The company added: “We’re also intentional about creating greater economic equity by supporting diverse-led developers. We do this through the Amazon Housing Equity Accelerator, a free, eighteen-month program, designed to foster the careers of diverse real estate developers while lowering the barriers they often face. We’ve invested over $25 million to support the program, which has graduated 38 diverse developers to date, and we’re continuing to fund this program as part of today’s announcement.”

Amazon CEO Andy Jassy said in a statement:

We created the Amazon Housing Equity Fund to preserve and create homes that will remain affordable for the next century, ensuring families can stay in their communities for generations to come. We hope that our additional commitment—coupled with other public and private resources—will help make a meaningful difference for thousands more people and enable these regions to thrive.

Amazon has increasingly been carving its way into the housing industry. In 2019 they started selling tiny homes and small cabins for less than $20,000.

The 292-square-foot Lillevilla Allwood Getaway Cabin, about $19,000. Courtesy: Amazon
The 1,000-square-foot Ecohousemart Timber Home, for about $40,000. Courtesy: Amazon
The 113-square-foot Lillevilla Escape, for about $5,000. Courtesy: Amazon

Earlier this year, The WinePress highlighted how Amazon is also selling foldable $30,000 tiny homes that quite literally can be unfolded and lived in.


AUTHOR COMMENTARY

If you had only read the mainstream headlines you’d think Amazon was building and refurbishing homes, but then you read that actual press release and only at the very end do they admit they’ve mostly been renovating apartments.
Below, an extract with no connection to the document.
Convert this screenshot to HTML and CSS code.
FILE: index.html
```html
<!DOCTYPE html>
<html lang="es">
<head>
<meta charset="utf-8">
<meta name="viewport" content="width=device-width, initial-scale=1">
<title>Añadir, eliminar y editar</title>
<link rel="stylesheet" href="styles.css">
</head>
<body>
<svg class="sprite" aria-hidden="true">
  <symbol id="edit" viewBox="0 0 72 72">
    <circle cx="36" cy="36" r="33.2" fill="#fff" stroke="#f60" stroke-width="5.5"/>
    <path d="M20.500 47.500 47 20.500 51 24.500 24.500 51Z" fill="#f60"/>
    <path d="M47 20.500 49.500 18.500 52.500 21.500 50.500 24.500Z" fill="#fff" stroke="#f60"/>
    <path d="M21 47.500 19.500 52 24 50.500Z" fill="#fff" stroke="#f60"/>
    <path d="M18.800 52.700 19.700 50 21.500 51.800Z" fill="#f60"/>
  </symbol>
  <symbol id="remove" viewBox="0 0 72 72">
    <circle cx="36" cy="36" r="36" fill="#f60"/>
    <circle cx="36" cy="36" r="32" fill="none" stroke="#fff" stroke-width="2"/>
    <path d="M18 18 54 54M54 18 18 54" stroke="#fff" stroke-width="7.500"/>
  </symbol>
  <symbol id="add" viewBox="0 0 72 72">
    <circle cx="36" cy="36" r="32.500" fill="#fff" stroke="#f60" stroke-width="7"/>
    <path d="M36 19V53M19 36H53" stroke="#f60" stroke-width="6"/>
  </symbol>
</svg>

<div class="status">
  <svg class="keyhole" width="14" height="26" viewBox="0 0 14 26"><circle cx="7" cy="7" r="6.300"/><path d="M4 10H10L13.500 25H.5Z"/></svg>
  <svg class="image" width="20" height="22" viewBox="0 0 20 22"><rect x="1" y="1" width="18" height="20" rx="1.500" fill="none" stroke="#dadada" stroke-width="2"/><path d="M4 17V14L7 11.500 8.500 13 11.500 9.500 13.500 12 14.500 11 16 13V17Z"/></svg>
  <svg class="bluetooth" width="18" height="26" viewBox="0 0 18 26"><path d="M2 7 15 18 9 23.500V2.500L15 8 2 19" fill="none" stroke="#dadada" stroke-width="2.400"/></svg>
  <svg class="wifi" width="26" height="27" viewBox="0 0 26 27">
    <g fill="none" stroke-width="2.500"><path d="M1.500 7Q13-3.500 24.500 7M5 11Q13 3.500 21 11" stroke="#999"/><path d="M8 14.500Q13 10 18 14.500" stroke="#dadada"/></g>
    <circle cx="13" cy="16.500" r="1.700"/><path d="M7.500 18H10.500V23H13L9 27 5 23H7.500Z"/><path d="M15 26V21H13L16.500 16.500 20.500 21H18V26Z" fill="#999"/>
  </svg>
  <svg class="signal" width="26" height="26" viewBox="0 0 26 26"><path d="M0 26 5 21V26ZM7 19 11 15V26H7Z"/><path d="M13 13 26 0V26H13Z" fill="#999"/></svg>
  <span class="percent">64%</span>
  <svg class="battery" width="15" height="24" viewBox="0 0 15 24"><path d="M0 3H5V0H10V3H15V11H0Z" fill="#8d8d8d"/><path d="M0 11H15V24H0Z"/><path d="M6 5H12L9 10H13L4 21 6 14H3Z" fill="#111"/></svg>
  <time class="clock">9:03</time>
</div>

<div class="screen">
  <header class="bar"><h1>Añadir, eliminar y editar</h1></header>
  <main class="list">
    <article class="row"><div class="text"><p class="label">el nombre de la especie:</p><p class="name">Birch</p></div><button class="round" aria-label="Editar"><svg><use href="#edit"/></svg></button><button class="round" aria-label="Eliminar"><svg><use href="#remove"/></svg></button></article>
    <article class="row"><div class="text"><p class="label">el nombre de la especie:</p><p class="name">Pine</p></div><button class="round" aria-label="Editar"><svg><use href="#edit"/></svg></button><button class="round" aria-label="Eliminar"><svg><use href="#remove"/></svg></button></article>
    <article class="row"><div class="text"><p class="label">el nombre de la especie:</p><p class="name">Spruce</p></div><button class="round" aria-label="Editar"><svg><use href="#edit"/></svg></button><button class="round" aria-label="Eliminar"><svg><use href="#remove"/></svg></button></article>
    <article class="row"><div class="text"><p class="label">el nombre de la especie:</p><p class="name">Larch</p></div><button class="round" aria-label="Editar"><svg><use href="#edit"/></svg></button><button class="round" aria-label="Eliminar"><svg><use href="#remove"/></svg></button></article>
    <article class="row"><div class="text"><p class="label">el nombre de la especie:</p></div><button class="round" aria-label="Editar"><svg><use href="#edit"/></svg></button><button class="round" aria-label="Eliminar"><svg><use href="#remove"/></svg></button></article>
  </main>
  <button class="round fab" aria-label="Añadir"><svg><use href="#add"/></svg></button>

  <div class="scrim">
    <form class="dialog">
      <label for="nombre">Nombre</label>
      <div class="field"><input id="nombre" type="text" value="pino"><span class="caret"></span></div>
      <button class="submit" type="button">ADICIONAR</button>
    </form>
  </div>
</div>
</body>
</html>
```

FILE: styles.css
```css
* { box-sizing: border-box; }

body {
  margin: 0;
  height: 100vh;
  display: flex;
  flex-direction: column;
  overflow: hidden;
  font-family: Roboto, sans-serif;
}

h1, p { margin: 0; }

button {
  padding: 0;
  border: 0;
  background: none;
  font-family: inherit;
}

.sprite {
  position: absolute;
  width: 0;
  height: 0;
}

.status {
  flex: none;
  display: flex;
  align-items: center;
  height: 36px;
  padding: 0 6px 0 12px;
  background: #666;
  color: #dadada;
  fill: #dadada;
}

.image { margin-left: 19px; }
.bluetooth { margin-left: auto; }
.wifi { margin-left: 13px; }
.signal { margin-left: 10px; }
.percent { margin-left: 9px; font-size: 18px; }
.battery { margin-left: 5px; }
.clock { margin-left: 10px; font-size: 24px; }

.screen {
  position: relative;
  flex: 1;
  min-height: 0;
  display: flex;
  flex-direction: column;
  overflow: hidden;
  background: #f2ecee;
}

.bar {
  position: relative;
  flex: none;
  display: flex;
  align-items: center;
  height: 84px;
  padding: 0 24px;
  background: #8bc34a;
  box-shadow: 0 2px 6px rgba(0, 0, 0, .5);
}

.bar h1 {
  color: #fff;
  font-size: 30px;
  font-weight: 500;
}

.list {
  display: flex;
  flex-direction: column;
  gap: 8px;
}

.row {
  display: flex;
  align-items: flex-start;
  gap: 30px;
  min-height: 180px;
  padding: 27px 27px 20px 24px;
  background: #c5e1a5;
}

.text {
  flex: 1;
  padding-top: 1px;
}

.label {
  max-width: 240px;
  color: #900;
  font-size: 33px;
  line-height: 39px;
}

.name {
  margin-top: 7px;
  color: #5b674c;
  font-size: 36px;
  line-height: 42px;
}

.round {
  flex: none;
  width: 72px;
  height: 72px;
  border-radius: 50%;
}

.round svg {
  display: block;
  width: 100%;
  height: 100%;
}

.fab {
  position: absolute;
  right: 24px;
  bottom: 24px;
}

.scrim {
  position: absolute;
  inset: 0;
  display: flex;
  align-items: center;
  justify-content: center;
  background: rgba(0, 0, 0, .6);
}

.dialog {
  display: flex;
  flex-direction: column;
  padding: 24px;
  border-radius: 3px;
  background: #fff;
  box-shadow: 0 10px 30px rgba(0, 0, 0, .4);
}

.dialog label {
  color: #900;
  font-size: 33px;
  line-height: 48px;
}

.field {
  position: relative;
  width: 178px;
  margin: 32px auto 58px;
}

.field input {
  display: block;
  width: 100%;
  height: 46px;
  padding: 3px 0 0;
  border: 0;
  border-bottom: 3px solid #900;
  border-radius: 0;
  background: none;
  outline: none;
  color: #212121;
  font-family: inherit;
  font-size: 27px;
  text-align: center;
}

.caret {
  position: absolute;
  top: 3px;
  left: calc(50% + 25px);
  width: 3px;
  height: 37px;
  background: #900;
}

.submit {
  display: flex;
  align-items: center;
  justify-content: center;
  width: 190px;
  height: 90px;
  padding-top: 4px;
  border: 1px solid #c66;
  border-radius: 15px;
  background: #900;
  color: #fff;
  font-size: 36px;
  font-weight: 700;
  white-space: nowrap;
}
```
So really this is just fake and contrived charity.

1 Corinthians 13:3 And though I bestow all my goods to feed the poor, and though I give my body to be burned, and have not charity, it profiteth me nothing.

But this shows you the mindset here. An “affordable rental” is now equated to “affordable housing.” In other words, it’s glitzing-up “You’ll own nothing and be happy.”


[7] Who goeth a warfare any time at his own charges? who planteth a vineyard, and eateth not of the fruit thereof? or who feedeth a flock, and eateth not of the milk of the flock? [8] Say I these things as a man? or saith not the law the same also? [9] For it is written in the law of Moses, Thou shalt not muzzle the mouth of the ox that treadeth out the corn. Doth God take care for oxen? [10] Or saith he it altogether for our sakes? For our sakes, no doubt, this is written: that he that ploweth should plow in hope; and that he that thresheth in hope should be partaker of his hope. (1 Corinthians 9:7-10).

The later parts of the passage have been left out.